1
votes

Does anyone has experience with mixed-precision training using the tensorflow estimator api?

I tried casting my inputs to tf.float16 and the results of the network back to tf.float32. For scaling the loss I used tf.contrib.mixed_precision.LossScaleOptimizer.

The error messages I get are relatively uninformative: "Tried to convert 'x' to a tensor and failed. Error: None values not supported",

1
The error message seems very informative. x contains None values, which are not supported in the conversion to a tensor. Either x is erroneously getting Nones as values (in which case you need to locate the error producing this), or this is expected but you need to sanitise the data before converting it to a tensor. - iacob
It is clear for me what the specific error means, but not why it occurs and how to avoid it.

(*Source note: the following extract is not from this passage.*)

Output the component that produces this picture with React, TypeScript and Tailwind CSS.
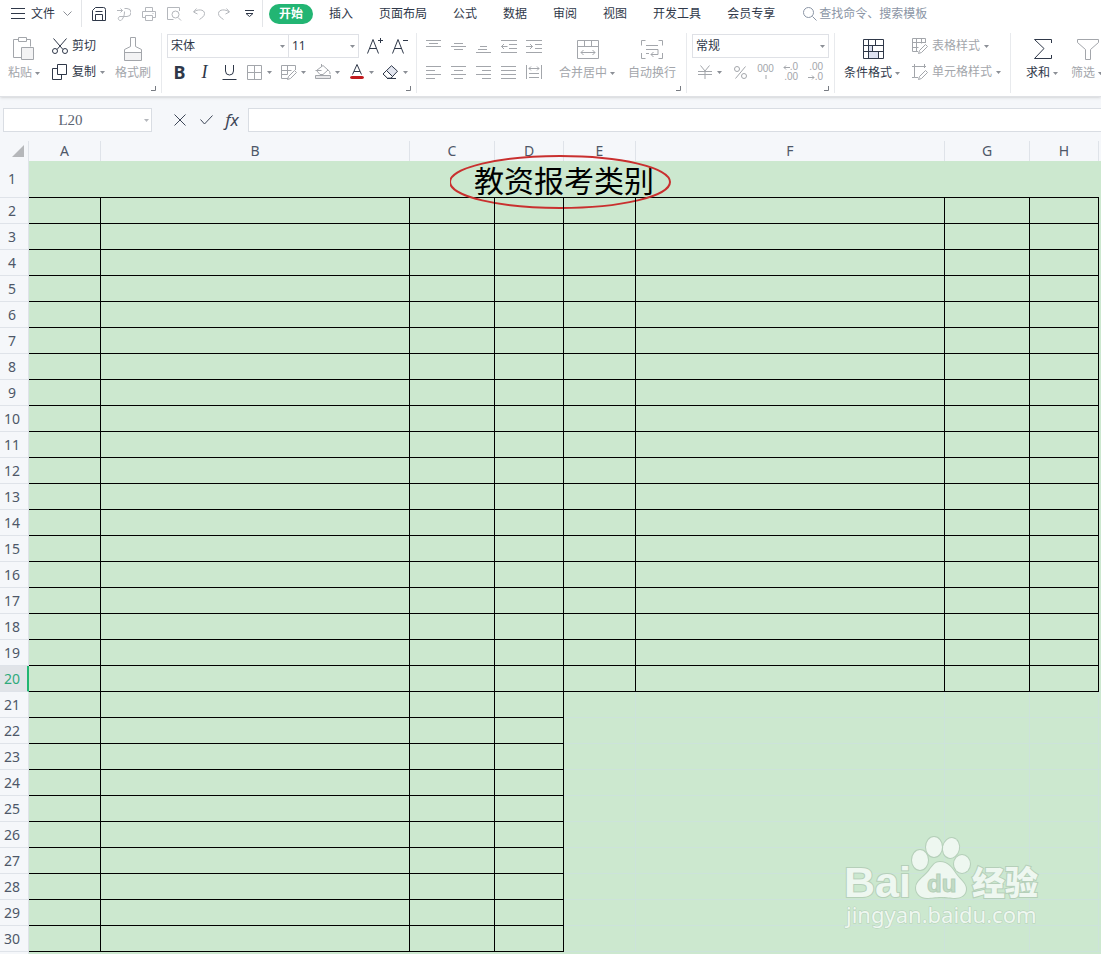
import { useState } from 'react';
import type { ReactNode } from 'react';
import clsx from 'clsx';

const columns = [
  { name: 'A', width: 'w-[72px]' },
  { name: 'B', width: 'w-[309px]' },
  { name: 'C', width: 'w-[85px]' },
  { name: 'D', width: 'w-[69px]' },
  { name: 'E', width: 'w-[72px]' },
  { name: 'F', width: 'w-[309px]' },
  { name: 'G', width: 'w-[85px]' },
  { name: 'H', width: 'w-[69px]' },
];

const rows = Array.from({ length: 29 }, (_, i) => i + 2);
const tabs = ['开始', '插入', '页面布局', '公式', '数据', '审阅', '视图', '开发工具', '会员专享'];

type IconProps = { w: number; h: number; d?: string; className?: string; children?: ReactNode };

function Icon({ w, h, d, className, children }: IconProps) {
  return (
    <svg width={w} height={h} viewBox={`0 0 ${w} ${h}`} fill="none" stroke="currentColor" className={clsx('shrink-0', className)} aria-hidden="true">
      {d && <path d={d} />}
      {children}
    </svg>
  );
}

function Caret({ className }: { className?: string }) {
  return (
    <svg width="5" height="3" viewBox="0 0 5 3" className={clsx('shrink-0', className)} aria-hidden="true">
      <path d="M0 0h5L2.5 3z" fill="currentColor" />
    </svg>
  );
}

function TallButton({ label, caret, muted, className, children }: { label: string; caret?: boolean; muted?: boolean; className: string; children: ReactNode }) {
  return (
    <button className={clsx('flex h-12 shrink-0 flex-col', muted ? 'text-[#a3a6ab]' : 'text-[#2f3849]', className)}>
      <span className="flex h-8 w-full items-center justify-center">{children}</span>
      <span className="flex h-4 items-center gap-[3px] leading-4 whitespace-nowrap">
        {label}
        {caret && <Caret className="text-[#8b8f96]" />}
      </span>
    </button>
  );
}

function RowButton({ label, caret, muted, children }: { label: string; caret?: boolean; muted?: boolean; children: ReactNode }) {
  return (
    <button className={clsx('flex h-[26px] items-center whitespace-nowrap', muted ? 'text-[#a3a6ab]' : 'text-[#2f3849]')}>
      <span className="flex w-5 items-center">{children}</span>
      {label}
      {caret && <Caret className="ml-1 text-[#8b8f96]" />}
    </button>
  );
}

function Tool({ label, caret, muted, children }: { label: string; caret?: boolean; muted?: boolean; children: ReactNode }) {
  return (
    <button
      aria-label={label}
      className={clsx('flex h-[26px] shrink-0 items-center', caret ? 'w-[34px]' : 'w-[25px]', muted ? 'text-[#a3a6ab]' : 'text-[#2f3849]')}
    >
      <span className="flex w-[25px] items-center justify-center">{children}</span>
      {caret && <Caret className="text-[#8b8f96]" />}
    </button>
  );
}

function Group({ className, launcher, children }: { className: string; launcher?: boolean; children: ReactNode }) {
  return (
    <div className={clsx('relative flex h-[60px] shrink-0', className)}>
      {children}
      {launcher && <Icon w={5} h={5} d="M4.5 0v4.5H0" className="absolute right-[5px] bottom-[2px] text-[#777b82]" />}
    </div>
  );
}

function Select({ label, options, className }: { label: string; options: string[]; className: string }) {
  return (
    <div className={clsx('relative h-6', className)}>
      <select aria-label={label} className="h-6 w-full appearance-none border border-[#dfe1e6] bg-white pl-[3px] text-xs leading-[22px] text-[#2f3849] outline-none">
        {options.map((o) => (
          <option key={o}>{o}</option>
        ))}
      </select>
      <Caret className="pointer-events-none absolute top-[11px] right-1 text-[#8b8f96]" />
    </div>
  );
}

function TitleBar() {
  const [active, setActive] = useState('开始');
  return (
    <div className="flex h-[27px] items-center text-[#2f3849]">
      <button className="ml-[11px] flex items-center">
        <Icon w={14} h={11} d="M0 .5h14M0 5.5h14M0 10.5h14" />
        <span className="mx-[6px] w-6 whitespace-nowrap">文件</span>
        <Icon w={13} h={6} d="M2.5.5l4 4 4-4" className="text-[#8b8f96]" />
      </button>
      <div className="ml-[7px] h-[27px] border-r border-[#e3e5e8]" />
      <div className="flex items-center gap-[11px] pl-[10px] text-[#b4b7bc]">
        <button aria-label="保存" className="text-[#2f3849]">
          <Icon w={14} h={14} d="M.5 13.5v-10l3-3h8a2 2 0 0 1 2 2v11zM3.5 13.5v-6h7v6M3.5 4.5h7" />
        </button>
        <button aria-label="输出">
          <Icon w={14} h={14} d="M0 3.5h5.5M3.5 1.5l2 2-2 2M7.5 1.5H10a3.5 3.5 0 0 1 0 8H3a2 2 0 1 0 2 3c1.5-2 2.5-4 2.5-8" />
        </button>
        <button aria-label="打印">
          <Icon w={14} h={14} d="M3.5 4V.5h7V4M3 10.5H.5v-6h13v6H11M3.5 8.5h7v5h-7zM10.5 6.5h1" />
        </button>
        <button aria-label="打印预览">
          <Icon w={15} h={14} d="M12.5 4V.5H.5v12h6M11 10.5l3 3">
            <circle cx="8.5" cy="7.5" r="3.5" />
          </Icon>
        </button>
        <button aria-label="撤销">
          <Icon w={13} h={12} d="M3.5.5l-3 3.5 4 2M1 4c3-3 10.5-3 10.5 1.5 0 3-2.5 4-5 6" />
        </button>
        <button aria-label="恢复">
          <Icon w={13} h={12} d="M9.5.5l3 3.5-4 2M12 4C9 1 1.5 1 1.5 5.500c0 3 2.5 4 5 6" />
        </button>
        <button aria-label="自定义快速访问工具栏" className="ml-1 text-[#2f3849]">
          <Icon w={9} h={8} d="M0 .5h9M1 3.5l3.5 3 3.5-3z" />
        </button>
      </div>
      <div className="ml-2 h-[27px] border-r border-[#e3e5e8]" />
      <nav className="ml-[6px] flex items-center">
        {tabs.map((tab) => (
          <button
            key={tab}
            onClick={() => setActive(tab)}
            className={clsx('h-5 whitespace-nowrap', tab === active ? 'mr-[3px] rounded-full bg-[#22b573] px-[10px] font-bold text-white' : 'px-[13px]')}
          >
            {tab}
          </button>
        ))}
      </nav>
      <label className="ml-[15px] flex items-center gap-[2px] text-[#8b95a5]">
        <Icon w={14} h={14} d="M9.5 9.5l4 4">
          <circle cx="5.5" cy="5.5" r="5" />
        </Icon>
        <input aria-label="查找" placeholder="查找命令、搜索模板" className="w-32 bg-transparent text-xs outline-none placeholder:text-[#8b95a5]" />
      </label>
    </div>
  );
}

function Ribbon() {
  return (
    <div className="flex divide-x divide-[#e8eaed] overflow-hidden pt-[6px] pb-[3px]">
      <Group launcher className="w-[162px] pl-2">
        <TallButton label="粘贴" caret muted className="w-8">
          <Icon w={22} h={24} d="M5.5 2.5h-5v18h8M13.5 2.5h4v7M5.5.5h8v4h-8z">
            <path d="M8.5 10.5h12v12h-12z" fill="#f3f3f4" />
          </Icon>
        </TallButton>
        <div className="ml-3 flex w-[53px] flex-col">
          <RowButton label="剪切">
            <Icon w={16} h={16} d="M1.5.5l9.5 11M14.5.5L5 11.5">
              <circle cx="3" cy="13" r="2.5" />
              <circle cx="13" cy="13" r="2.5" />
            </Icon>
          </RowButton>
          <RowButton label="复制" caret>
            <Icon w={16} h={16} d="M5.5.5h9v10h-9zM5.5 4.5h-5v11h9v-5" />
          </RowButton>
        </div>
        <TallButton label="格式刷" muted className="ml-[10px] w-9">
          <Icon w={18} h={24}>
            <path d="M.5 15.5h17v8H.5z" fill="#f3f3f4" stroke="none" />
            <path d="M6.5.5h5v9l6 3v11H.5v-11l6-3zM.5 15.5h17" />
          </Icon>
        </TallButton>
      </Group>

      <Group launcher className="w-[255px] flex-col pl-[5px]">
        <div className="flex h-[26px] items-center">
          <Select label="字体" options={['宋体', '黑体', '楷体']} className="w-[122px]" />
          <Select label="字号" options={['11', '12', '14']} className="-ml-px w-[71px]" />
          <div className="ml-1 flex">
            <Tool label="增大字号">
              <Icon w={18} h={18} d="M.5 16.5L6 2.5l5.5 14M2.5 11.5h7M11 3.5h5M13.5 1v5" />
            </Tool>
            <Tool label="减小字号">
              <Icon w={18} h={18} d="M.5 16.5L6 2.5l5.5 14M2.5 11.5h7M11 3.5h5" />
            </Tool>
          </div>
        </div>
        <div className="flex h-[26px] items-center">
          <Tool label="加粗">
            <span className="text-lg leading-5 font-bold">B</span>
          </Tool>
          <Tool label="倾斜">
            <span className="font-['Liberation_Serif',serif] text-lg leading-5 italic">I</span>
          </Tool>
          <Tool label="下划线">
            <Icon w={15} h={15} d="M3.5 0v6a4 4 0 0 0 8 0V0M.5 14.5h14" />
          </Tool>
          <Tool label="边框" caret muted>
            <Icon w={15} h={15} d="M.5.5h14v14H.5zM7.5.5v14M.5 7.5h14" />
          </Tool>
          <Tool label="绘图边框" caret muted>
            <Icon w={16} h={15} d="M7 13.5H.5V.5h14V5M.5 5.5h10M.5 9.5h6M6.5.5v9M13.5 5.5l2 2-6 6-3 1 1-3z" />
          </Tool>
          <Tool label="填充颜色" caret muted>
            <Icon w={16} h={16} d="M6.5 0v3M8 1.5L13 6l-5 4.5H5l-3.5-4L8 1.5M.5 6.5h6M13 6c1.5 1 2 2 2 4">
              <path d="M.5 11.5h15v3H.5z" fill="#e8e8ea" />
            </Icon>
          </Tool>
          <Tool label="字体颜色" caret>
            <Icon w={14} h={16} d="M2.5 10.5L7 .5l4.5 10M4 7.5h6">
              <rect x=".5" y="12.5" width="13" height="2" rx="1" fill="#c11b1f" stroke="#c11b1f" />
            </Icon>
          </Tool>
          <Tool label="清除" caret>
            <Icon w={17} h={15}>
              <path d="M9.500.7l6 5.500-6.500 7H5.500L1 9z" fill="#e3e6f0" />
              <path d="M4.500 5.500l6 6-1.500 1.700H5.500L1 9z" fill="#fff" />
              <path d="M5 13.5h9" />
            </Icon>
          </Tool>
        </div>
      </Group>

      <Group launcher className="w-[270px] pl-1">
        <div className="grid w-[125px] shrink-0 grid-cols-5 content-start">
          <Tool label="顶端对齐" muted>
            <Icon w={15} h={15} d="M0 1.5h15M3 4.5h9M0 7.5h15" />
          </Tool>
          <Tool label="垂直居中" muted>
            <Icon w={15} h={15} d="M3 4.5h9M0 7.5h15M3 10.5h9" />
          </Tool>
          <Tool label="底端对齐" muted>
            <Icon w={15} h={15} d="M4 7.5h7M2 10.5h9M0 13.5h15" />
          </Tool>
          <Tool label="减少缩进量" muted>
            <Icon w={16} h={13} d="M0 .5h16M8 4.5h8M8 8.5h8M0 12.5h16M6.5 6.5h-6M3 4L.5 6.5 3 9" />
          </Tool>
          <Tool label="增加缩进量" muted>
            <Icon w={16} h={13} d="M0 .5h16M9 4.5h7M9 8.5h7M0 12.5h16M0 6.5h6.5M4 4l2.5 2.5L4 9" />
          </Tool>
          <Tool label="左对齐" muted>
            <Icon w={15} h={13} d="M0 .5h15M0 4.5h9M0 8.5h15M0 12.5h9" />
          </Tool>
          <Tool label="水平居中" muted>
            <Icon w={15} h={13} d="M0 .5h15M3 4.5h9M0 8.5h15M3 12.5h9" />
          </Tool>
          <Tool label="右对齐" muted>
            <Icon w={15} h={13} d="M0 .5h15M6 4.5h9M0 8.5h15M6 12.5h9" />
          </Tool>
          <Tool label="两端对齐" muted>
            <Icon w={15} h={13} d="M0 .5h15M0 4.5h15M0 8.5h15M0 12.5h15" />
          </Tool>
          <Tool label="分散对齐" muted>
            <Icon w={16} h={14} d="M.5 0v14M15.5 0v14M3 3.5h10M5 1.5l-2 2 2 2M11 1.5l2 2-2 2M3 8.5h10M3 12.5h10" />
          </Tool>
        </div>
        <TallButton label="合并居中" caret muted className="ml-[13px] w-[57px]">
          <Icon w={22} h={19} d="M.5.5h21v18H.5zM.5 6.5h21M7.5.5v6M14.5.5v6M4 12.5h14M6.5 10L4 12.5 6.5 15M15.5 10l2.5 2.5-2.5 2.5" />
        </TallButton>
        <TallButton label="自动换行" muted className="ml-3 w-12">
          <Icon w={22} h={19} d="M4.5.5h-4v5M.5 13v5.5h4M17.5.5h4v5M21.5 13v5.5h-4M5 5.5h12M5 9.5h12v5h-7M12.5 12L10 14.5l2.5 2.5M5 13.5h3" />
        </TallButton>
      </Group>

      <Group launcher className="w-[148px] flex-col pl-[5px]">
        <div className="flex h-[26px] items-center">
          <Select label="数字格式" options={['常规', '数值', '货币']} className="w-[137px]" />
        </div>
        <div className="flex h-[26px]">
          <Tool label="货币" caret muted>
            <Icon w={14} h={14} d="M2.5.5L7 6l4.5-5.5M0 6.5h14M0 9.5h14M7 6v8" />
          </Tool>
          <div className="ml-[2px] flex">
            <Tool label="百分比样式" muted>
              <Icon w={13} h={13} d="M11.5.5l-10 12">
                <circle cx="3" cy="3" r="2.5" />
                <circle cx="10" cy="10" r="2.5" />
              </Icon>
            </Tool>
            <Tool label="千位分隔样式" muted>
              <span className="flex flex-col items-center font-['Liberation_Sans',sans-serif] text-[10px] leading-[10px]">
                000
                <Icon w={2} h={6} d="M1 1v4" />
              </span>
            </Tool>
            <Tool label="增加小数位数" muted>
              <span className="flex flex-col items-end font-['Liberation_Sans',sans-serif] text-[10px] leading-[10px]">
                <span className="flex items-center">
                  <Icon w={7} h={5} d="M7 2.5H1M3 .5l-2 2 2 2" />
                  .0
                </span>
                <span>.00</span>
              </span>
            </Tool>
            <Tool label="减少小数位数" muted>
              <span className="flex flex-col items-end font-['Liberation_Sans',sans-serif] text-[10px] leading-[10px]">
                <span>.00</span>
                <span className="flex items-center">
                  <Icon w={7} h={5} d="M0 2.5h6M4 .5l2 2-2 2" />
                  .0
                </span>
              </span>
            </Tool>
          </div>
        </div>
      </Group>

      <Group className="w-[176px] pl-[9px]">
        <TallButton label="条件格式" caret className="w-[58px]">
          <Icon w={21} h={20}>
            <path d="M5.5 6.5h4v6h-4zM5.5 12.5h10v7h-10z" fill="#dde1f0" stroke="none" />
            <path d="M.5.5h20v19H.5zM.5 6.5h20M.5 12.5h20M5.5.5v6M12.5.5v6M5.5 6.5v13M9.5 6.5v6M15.5 12.5v7" />
          </Icon>
        </TallButton>
        <div className="ml-[10px]">
          <RowButton label="表格样式" caret muted>
            <Icon w={16} h={16} d="M6 13.5H.5V.5h13V5M.5 4.5h13M.5 9.5h6M4.5.5v13M9.5.5v5M13.5 6.5l2 2-6 6-3 1 1-3z" />
          </RowButton>
          <RowButton label="单元格样式" caret muted>
            <Icon w={16} h={16} d="M0 2.5h14M2.5 0v13.5H6M2.5 13.5H0M12.5 0v4M13.5 6.5l2 2-6 6-3 1 1-3z" />
          </RowButton>
        </div>
      </Group>

      <Group className="pl-[15px]">
        <TallButton label="求和" caret className="w-[33px]">
          <Icon w={18} h={20} d="M17.5 4V.5H.5l9.5 9-9.5 10h17V16" />
        </TallButton>
        <TallButton label="筛选" caret muted className="ml-3 w-[33px]">
          <Icon w={22} h={21} d="M.5.5h21v3l-8 7v10h-5v-10l-8-7z" />
        </TallButton>
      </Group>
    </div>
  );
}

function FormulaBar() {
  return (
    <div className="flex h-11 items-center pt-[2px] pl-[3px] text-[#3d4657]">
      <div className="relative">
        <input aria-label="名称框" defaultValue="L20" className="h-6 w-[149px] border border-[#d9dde3] bg-white pr-[14px] text-center font-['Liberation_Serif',serif] text-[15px] text-[#5b6472] outline-none" />
        <Caret className="pointer-events-none absolute top-[11px] right-[3px] text-[#b4b7bc]" />
      </div>
      <button aria-label="取消" className="ml-[22px]">
        <Icon w={12} h={12} d="M.5.5l11 11M11.5.5l-11 11" />
      </button>
      <button aria-label="输入" className="ml-[14px]">
        <Icon w={13} h={10} d="M.5 4.5l4 4.5 8-8.5" />
      </button>
      <button aria-label="插入函数" className="ml-[11px] w-4 text-[17px] leading-5 italic">
        fx
      </button>
      <input aria-label="编辑栏" className="ml-2 h-6 min-w-0 flex-1 border border-r-0 border-[#d9dde3] bg-white px-2 text-sm outline-none" />
    </div>
  );
}

function Watermark() {
  return (
    <svg width="204" height="100" viewBox="0 0 204 100" className="pointer-events-none absolute right-[55px] bottom-[19px]" role="img" aria-label="Baidu 经验">
      <g fill="#eef7f0" stroke="#b5cfb9" strokeWidth="2" paintOrder="stroke">
        <text x="2" y="62" fontFamily="Liberation Sans, sans-serif" fontWeight="700" fontSize="43">
          Bai
        </text>
        <ellipse cx="78" cy="25" rx="8" ry="10" />
        <ellipse cx="92" cy="12" rx="8" ry="10" />
        <ellipse cx="109" cy="13" rx="8" ry="10" transform="rotate(12 109 13)" />
        <ellipse cx="120" cy="29" rx="8" ry="9" />
        <path d="M98 27c8 0 12 6 16 12 4 6 10 9 10 15 0 6-5 9-11 9-5 0-8-1-14-1s-9 1-14 1c-6 0-11-4-11-10 0-7 7-10 12-16 4-5 6-10 12-10z" />
        <text x="130" y="60" fontFamily="Noto Sans CJK SC, sans-serif" fontWeight="900" fontSize="33">
          经验
        </text>
        <text x="4" y="88" fontFamily="Noto Sans, sans-serif" fontSize="22" strokeWidth="1">
          jingyan.baidu.com
        </text>
      </g>
      <text x="85" y="57" fontFamily="Liberation Sans, sans-serif" fontWeight="700" fontSize="24" fill="#c2dcc6" stroke="#b5cfb9" strokeWidth="1">
        du
      </text>
    </svg>
  );
}

function Sheet() {
  return (
    <main className="relative flex flex-1 flex-col overflow-hidden bg-[#cce8cf]">
      <table className="w-full table-fixed border-separate border-spacing-0">
        <colgroup>
          <col className="w-[29px]" />
          {columns.map((c) => (
            <col key={c.name} className={c.width} />
          ))}
          <col />
        </colgroup>
        <thead>
          <tr className="h-5 bg-[#f5f7fa] text-sm leading-5 text-[#4e5768]">
            <td className="border-r border-[#dfe3e9] p-0">
              <svg width="12" height="12" viewBox="0 0 12 12" className="ml-3" aria-hidden="true">
                <path d="M12 0v12H0z" fill="#b5b7ba" />
              </svg>
            </td>
            {columns.map((c) => (
              <th key={c.name} scope="col" className="border-r border-[#dfe3e9] p-0 font-normal">
                {c.name}
              </th>
            ))}
            <td className="p-0" />
          </tr>
        </thead>
        <tbody>
          <tr className="h-[37px]">
            <th scope="row" className="border-r border-b border-[#dfe3e9] bg-[#f5f7fa] p-0 pr-1 text-sm font-normal text-[#4e5768]">
              1
            </th>
            <td colSpan={8} className="border-b border-black p-0 text-center">
              <span className="relative inline-block pt-1 align-middle text-[30px] leading-8 whitespace-nowrap text-black">
                教资报考类别
                <svg width="222" height="56" viewBox="0 0 222 56" fill="none" className="absolute -top-2 -left-6" aria-hidden="true">
                  <ellipse cx="110" cy="29" rx="110" ry="26" stroke="#c9302f" strokeWidth="2" />
                </svg>
              </span>
            </td>
            <td className="p-0" />
          </tr>
          {rows.map((row) => (
            <tr key={row} className="h-[26px]">
              <th
                scope="row"
                className={clsx(
                  'border-b border-b-[#dfe3e9] p-0 text-sm leading-[25px] font-normal',
                  row === 20 ? 'border-r-2 border-r-[#22b573] bg-[#e1e4e8] pr-[3px] text-[#2faa7b]' : 'border-r border-r-[#dfe3e9] bg-[#f5f7fa] pr-1 text-[#4e5768]',
                )}
              >
                {row}
              </th>
              {columns.map((c, i) => (
                <td key={c.name} className={clsx('relative border-r border-b p-0', row <= 20 || i < 4 ? 'border-black' : 'border-[#cce3da]', row > 2 && '-z-0')} />
              ))}
              <td className="border-b border-[#cce3da] p-0" />
            </tr>
          ))}
        </tbody>
      </table>
      <div className="w-[29px] flex-1 border-r border-[#dfe3e9] bg-[#f5f7fa]" />
      <Watermark />
    </main>
  );
}

export default function App() {
  return (
    <div className="flex min-h-screen flex-col bg-[#f5f7fa] font-['Noto_Sans','Noto_Sans_CJK_SC',sans-serif] text-xs">
      <header className="border-b border-[#dfe1e5] bg-white shadow-sm">
        <TitleBar />
        <Ribbon />
      </header>
      <FormulaBar />
      <Sheet />
    </div>
  );
}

When removing the tf.contrib.mixed_precision.LossScaleOptimizer decorator. Everything works fine except I get an underflow due to casting to tf.float16 after a few iterations. After removing the casts training works as usual. - Thomas

1 Answers

0
votes

I found the issue: I used tf.get_variable to store the learning rate. This variable has no gradient. Normal optimizers do not care, but tf.contrib.mixed_precision.LossScaleOptimizer crashes. Therefore, make sure these variables are not added to tf.GraphKeys.TRAINABLE_VARIABLES.